Final Take: The Enduring Power of the Black Gangster Movie
At their best, Black gangster movies do far more than chronicle crime. They function as social documents, mythmaking exercises, and cautionary tales, capturing how power, survival, and ambition collide within systems designed to limit Black mobility. These films endure because they speak to lived realities while shaping cultural imagination.
More Than Crime Stories
What separates the greatest Black gangster films from their genre peers is perspective. They center characters navigating racism, economic exclusion, and institutional neglect, where criminality is often framed not as pathology but as a response to circumstance. This lens transforms familiar gangster tropes into deeply human studies of choice, consequence, and identity.

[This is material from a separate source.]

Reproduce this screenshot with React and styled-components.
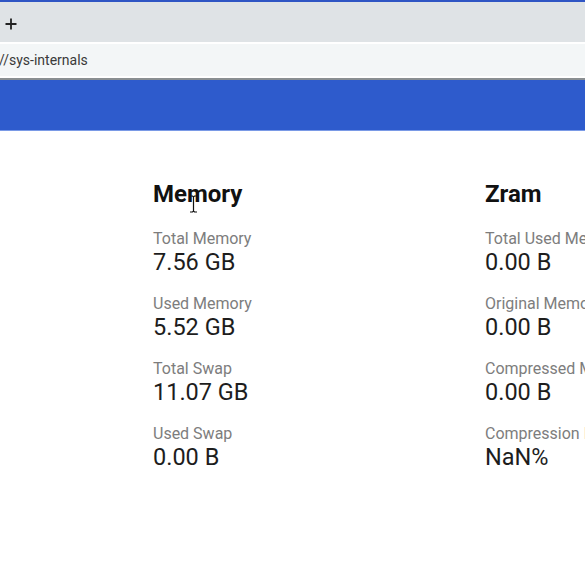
import React from "react";
import styled, { createGlobalStyle } from "styled-components";

const Global = createGlobalStyle`
  html, body { margin: 0; padding: 0; background: #ffffff; }
  body { font-family: Roboto, "Liberation Sans", sans-serif; overflow: hidden; }
`;

const Page = styled.div`
  width: 585px;
  height: 585px;
  display: flex;
  flex-direction: column;
  position: relative;
  overflow: hidden;
`;

const TabBar = styled.div`
  height: 40px;
  border-top: 2px solid #2f55c4;
  background: #dfe3e6;
  display: flex;
  align-items: center;
  padding-left: 4px;
`;

const PlusIcon = styled.svg`
  width: 14px;
  height: 14px;
  margin-top: 4px;
`;

const AddressBar = styled.div`
  height: 32px;
  border-top: 2px solid #ffffff;
  border-bottom: 2px solid #ffffff;
  background: #f3f6f7;
  display: flex;
  align-items: center;
  font-size: 14px;
  color: #3a3a3a;
`;

const AddressText = styled.span`
  margin-left: -1px;
`;

const Divider = styled.div`
  height: 2px;
  background: #8a8f92;
`;

const AppHeader = styled.div`
  height: 50px;
  background: #2e5bcc;
  border-bottom: 1px solid #7a9ae6;
`;

const Content = styled.div`
  display: flex;
  padding: 50px 0 0 153px;
`;

const Column = styled.section`
  width: 332px;
  flex-shrink: 0;
  display: flex;
  flex-direction: column;
`;

const Heading = styled.h2`
  margin: 0 0 22px 0;
  font-size: 24px;
  font-weight: 700;
  color: #111111;
  line-height: 26px;
  white-space: nowrap;
`;

const Stat = styled.div`
  display: flex;
  flex-direction: column;
  margin-bottom: 19px;
`;

const Label = styled.div`
  font-size: 16px;
  color: #7d7d7d;
  line-height: 19px;
  white-space: nowrap;
`;

const Value = styled.div`
  font-size: 23.5px;
  color: #1d1d1d;
  line-height: 27px;
  margin-top: 1px;
  margin-bottom: -1px;
  white-space: nowrap;
`;

const Cursor = styled.svg`
  position: absolute;
  left: 189px;
  top: 195px;
  width: 9px;
  height: 18px;
`;

const memory = [
  ["Total Memory", "7.56 GB"],
  ["Used Memory", "5.52 GB"],
  ["Total Swap", "11.07 GB"],
  ["Used Swap", "0.00 B"],
];

const zram = [
  ["Total Used Memory", "0.00 B"],
  ["Original Memory", "0.00 B"],
  ["Compressed Memory", "0.00 B"],
  ["Compression Ratio", "NaN%"],
];

function Panel({ title, items }) {
  return (
    <Column>
      <Heading>{title}</Heading>
      {items.map(([l, v]) => (
        <Stat key={l}>
          <Label>{l}</Label>
          <Value>{v}</Value>
        </Stat>
      ))}
    </Column>
  );
}

export default function App() {
  return (
    <>
      <Global />
      <Page>
        <TabBar>
          <PlusIcon viewBox="0 0 14 14">
            <path d="M7 1.5v11M1.5 7h11" stroke="#222" strokeWidth="1.8" />
          </PlusIcon>
        </TabBar>
        <AddressBar>
          <AddressText>//sys-internals</AddressText>
        </AddressBar>
        <Divider />
        <AppHeader />
        <Content>
          <Panel title="Memory" items={memory} />
          <Panel title="Zram" items={zram} />
        </Content>
        <Cursor viewBox="0 0 9 18">
          <path d="M1 1h2.5L4.5 2l1-1H8M4.5 2v14M1 17h2.5l1-1 1 1H8" stroke="#111" strokeWidth="1.2" fill="none" />
        </Cursor>
      </Page>
    </>
  );
}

Cultural Impact That Extends Beyond the Screen
The influence of these movies extends into music, fashion, language, and ideology. From hip-hop lyrics to streetwear aesthetics, Black gangster cinema has helped define how generations articulate ambition, resistance, and self-mythology. Few film movements have shaped popular culture as broadly or as persistently.
A Living, Evolving Canon
There is no final word on the definitive Black gangster movie, and that openness is part of the genre’s power. New films reinterpret old themes, while older titles gain renewed relevance as social contexts shift. The canon remains fluid because the conditions these stories explore are still evolving.
Ultimately, the enduring power of the Black gangster movie lies in its refusal to be one thing. It is art and provocation, entertainment and critique, history and prophecy. To revisit these films is not just to watch crime unfold, but to engage with a cinematic tradition that continues to define, challenge, and expand American film culture.